Photos in a week or so, after I’ve healed up.

another year

Eighteen years ago today, I received a new login on Furrymuck. The character name was “Peganthyrus” – a name I created by starting with the name “Peggy” and adding syllables to it until I had something that sounded appropriately draconic to me.

Peganthyrus ended up being pretty important to my life; role-playing as a skinny, snarky dragon lady taught me a lot about who I hoped to be. I don’t hang around on mucks any more; at one point I even proclaimed the character Officially Dead. But she wouldn’t stay away. I wear other masks, but the one I wear on a daily basis is pretty much her. If I’m going to claim any animal attributes, it’s probably going to be dragonish ones; it’s no accident that when I changed my name, it was to “Margaret”… which shortens (through a somewhat inexplicable process) to “Peggy”.

So it’s fairly appropriate that on the eighteenth birthday of my current identity, I’m off to the tattoo parlor for one of the last few sessions of work on my wings. Dressed, of course, in black leggings, and a tight black dress with a subtle pattern of scales.

I keep on thinking that I should have some kind of party for this. Maybe next year…

cyberpunk? So nineties.

After spending a couple hours cranking on roughs for the Rainfurrest website, I suddenly realized something: cyberpunk is now as irredeemably retrofuturism as the Gernsbackian scientifiction future that Gibson did an extended takedown of as one of his early short stories. It is wrapped up with the late Eighties and early Nineties for me, full of that era's neuroses and dreams.

It's still fun to play with, don't get me wrong, but it just doesn't taste like the future any more. Real life's caught up with it in some ways, and utterly failed to realize it in others.

Though I do keep on feeling like I'm living in a Bruce Sterling novel now and then.

working somewhere else

Oh dear. Standing in the shower, I had this incredible wave of desire to go back to Santa Monica and just sit outside a cafe on the 3rd Street Promenade, getting some art done.
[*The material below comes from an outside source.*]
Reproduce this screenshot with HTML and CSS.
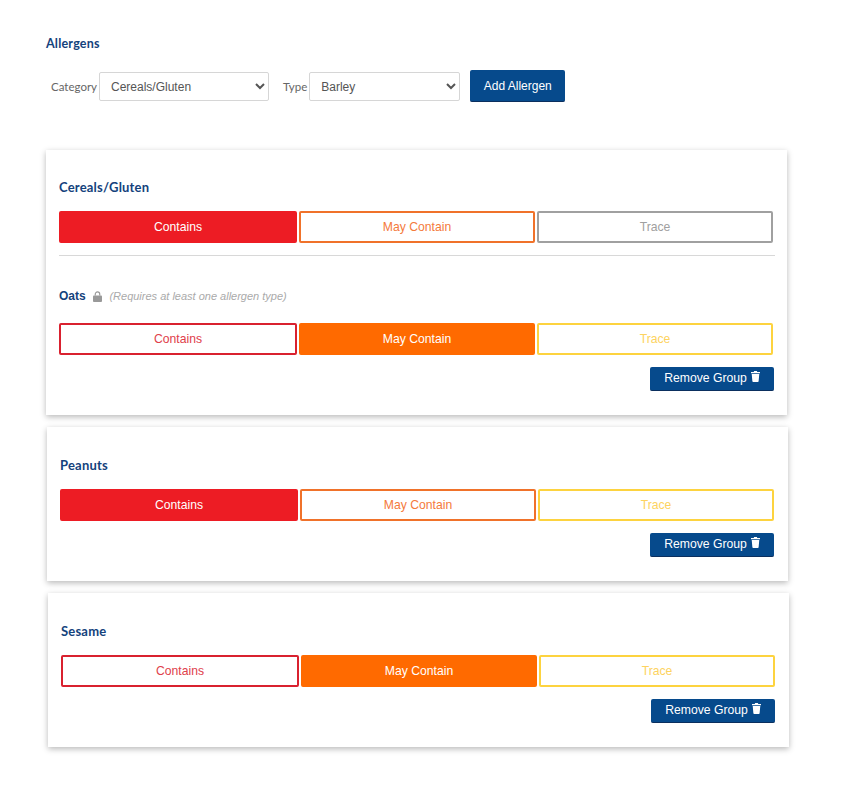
FILE: index.html
```html
<!DOCTYPE html>
<html lang="en">
<head>
    <meta charset="UTF-8">
    <meta name="viewport" content="width=device-width, initial-scale=1.0">
    <title>Allergens</title>
    <link rel="stylesheet" href="styles.css">
</head>
<body>
    <div class="page">
        <h2 class="page-title">Allergens</h2>
        <form class="add-form" onsubmit="return false;">
            <label class="add-label" for="category">Category</label>
            <select class="add-select category-select" id="category">
                <option>Cereals/Gluten</option>
            </select>
            <label class="add-label type-label" for="type">Type</label>
            <select class="add-select type-select" id="type">
                <option>Barley</option>
            </select>
            <button type="submit" class="add-button">Add Allergen</button>
        </form>

        <div class="card first">
            <div class="group">
                <h3 class="group-title">Cereals/Gluten</h3>
                <div class="choices">
                    <button class="choice contains on">Contains</button>
                    <button class="choice may">May Contain</button>
                    <button class="choice trace off">Trace</button>
                </div>
            </div>
            <hr class="divider">
            <div class="group sub-group">
                <h3 class="group-title"><span class="sub-name">Oats</span>
                    <svg class="lock" viewBox="0 0 10 12" width="9" height="11" aria-hidden="true">
                        <path d="M1 5h8a1 1 0 0 1 1 1v5a1 1 0 0 1-1 1H1a1 1 0 0 1-1-1V6a1 1 0 0 1 1-1z"/>
                        <path d="M2.5 5V3.4a2.5 2.5 0 0 1 5 0V5" fill="none" stroke="#999" stroke-width="1.3"/>
                    </svg>
                    <span class="note">(Requires at least one allergen type)</span>
                </h3>
                <div class="choices">
                    <button class="choice contains">Contains</button>
                    <button class="choice may on">May Contain</button>
                    <button class="choice trace">Trace</button>
                </div>
            </div>
            <div class="card-actions">
                <button class="remove-button">Remove Group
                    <svg class="trash" viewBox="0 0 10 12" width="9" height="11" aria-hidden="true">
                        <path d="M3.5 0h3l.5 1h3v1.5H0V1h3z"/>
                        <path d="M.8 3.3h8.4L8.5 11a1 1 0 0 1-1 1h-5a1 1 0 0 1-1-1z"/>
                    </svg>
                </button>
            </div>
        </div>

        <div class="card shift-1">
            <div class="group">
                <h3 class="group-title">Peanuts</h3>
                <div class="choices">
                    <button class="choice contains on">Contains</button>
                    <button class="choice may">May Contain</button>
                    <button class="choice trace">Trace</button>
                </div>
            </div>
            <div class="card-actions">
                <button class="remove-button">Remove Group
                    <svg class="trash" viewBox="0 0 10 12" width="9" height="11" aria-hidden="true">
                        <path d="M3.5 0h3l.5 1h3v1.5H0V1h3z"/>
                        <path d="M.8 3.3h8.4L8.5 11a1 1 0 0 1-1 1h-5a1 1 0 0 1-1-1z"/>
                    </svg>
                </button>
            </div>
        </div>

        <div class="card shift-2">
            <div class="group">
                <h3 class="group-title">Sesame</h3>
                <div class="choices">
                    <button class="choice contains">Contains</button>
                    <button class="choice may on">May Contain</button>
                    <button class="choice trace">Trace</button>
                </div>
            </div>
            <div class="card-actions">
                <button class="remove-button">Remove Group
                    <svg class="trash" viewBox="0 0 10 12" width="9" height="11" aria-hidden="true">
                        <path d="M3.5 0h3l.5 1h3v1.5H0V1h3z"/>
                        <path d="M.8 3.3h8.4L8.5 11a1 1 0 0 1-1 1h-5a1 1 0 0 1-1-1z"/>
                    </svg>
                </button>
            </div>
        </div>
    </div>
</body>
</html>
```

FILE: styles.css
```css
/* Basic Reset */
* {
    margin: 0;
    padding: 0;
    box-sizing: border-box;
    font-family: "Liberation Sans", Arial, sans-serif;
}

body {
    background-color: #ffffff;
    color: #555;
}

.page {
    width: 850px;
    height: 794px;
    padding: 37px 0 0 46px;
}

/* Top form */
.page-title,
.group-title {
    font-family: Lato, sans-serif;
    font-size: 13px;
    font-weight: 700;
    line-height: 14px;
    letter-spacing: 0.2px;
    color: #14427c;
}

.page-title {
    font-size: 12.5px;
}

.add-form {
    display: flex;
    align-items: center;
    height: 32px;
    margin-top: 19px;
    padding-left: 5px;
}

.add-label {
    font-family: Lato, sans-serif;
    font-size: 11.5px;
    color: #666;
    margin-right: 2px;
}

.type-label {
    margin-left: 14px;
}

.add-select {
    height: 29px;
    margin-top: 1px;
    padding-left: 7px;
    border: 1px solid #d6d6d6;
    border-radius: 2px;
    background-color: #fff;
    font-size: 12px;
    color: #555;
    outline: none;
}

.category-select {
    width: 170px;
}

.type-select {
    width: 151px;
}

.add-button {
    width: 95px;
    height: 32px;
    margin-left: 10px;
    border: none;
    border-bottom: 1px solid #0b2f5e;
    border-radius: 2px;
    background-color: #064a8c;
    color: #fff;
    font-size: 12px;
}

/* Cards */
.card {
    width: 741px;
    height: 154px;
    margin-top: 12px;
    padding: 31px 14px 0 13px;
    background-color: #fff;
    box-shadow: 0 2px 6px rgba(0, 0, 0, 0.28);
}

.card.first {
    height: 265px;
    margin-top: 48px;
    padding-top: 30px;
}

.shift-1 {
    margin-left: 1px;
}

.shift-2 {
    margin-left: 2px;
}

.choices {
    display: flex;
    gap: 2px;
    margin-top: 17px;
}

.choice {
    flex: 1;
    height: 32px;
    border: 2px solid;
    border-radius: 2px;
    background-color: #fff;
    font-size: 12.2px;
}

.choice.contains {
    flex: 0 0 238px;
}

.contains {
    border-color: #d9212f;
    color: #e0404b;
}

.may {
    border-color: #f0722a;
    color: #f47a3c;
}

.trace {
    border-color: #fdd33f;
    color: #fdd360;
}

.trace.off {
    border-color: #a0a0a0;
    color: #a0a0a0;
}

.contains.on {
    background-color: #ed1c24;
    border-color: #ed1c24;
    color: #fff;
}

.may.on {
    background-color: #ff6a00;
    border-color: #ff6a00;
    color: #fff;
}

.divider {
    margin: 12px -2px 0 0;
    border: none;
    border-top: 1px solid #d8d8d8;
}

.sub-group {
    margin-top: 32px;
}

.sub-group .choices {
    margin-top: 20px;
}

.sub-name {
    font-size: 12px;
    letter-spacing: 0;
}

.lock {
    margin: 0 4px 0 4px;
    vertical-align: -2px;
    fill: #999;
}

.note {
    font-size: 11px;
    font-weight: 400;
    font-style: italic;
    letter-spacing: 0;
    color: #aaa;
}

.card-actions {
    display: flex;
    justify-content: flex-end;
    margin-top: 12px;
}

.first .card-actions {
    margin-right: -1px;
}

.remove-button {
    display: flex;
    align-items: center;
    justify-content: center;
    gap: 4px;
    width: 124px;
    height: 24px;
    padding-bottom: 2px;
    border: none;
    border-bottom: 1px solid #0b2f5e;
    border-radius: 2px;
    background-color: #064a8c;
    color: #fff;
    font-size: 12.2px;
}

.trash {
    fill: #fff;
    margin-bottom: 2px;
}
```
Barring that, maybe I need to just hook up with some friends and share some office/studio space somewhere in town. I dunno. I just want to be out of the house sometimes, you know?

a video game about pretty flowers

Luxuria Superbia is the most refreshing game I’ve played in a long time. So many eager flowers that just want you to please, please come touch them. Right there. Yes, there, there – wait no stop slow down – ohhh yessss.

Each flower has a different personality. Wants your touch in a different way. This one likes being spread. This one likes a spiraling caress around all those blushing petals. They all like being lightly, rapidly tapped when everything starts to go white.

This is the most explicit, obscene game I have ever played. And yet you could give it to a child. It’s just about pollinating abstracted flowers, after all. It’s totally not teaching you about putting your fingers – or other parts – into a warm, dark hole and being attentive to what makes it happy. Totally not about that at all.

Oh who am I kidding this is a game about a pretty lady who knows you coming up to you and begging you to put your head, hands, and hips between her legs and make her come so hard she sees God. Very recommended.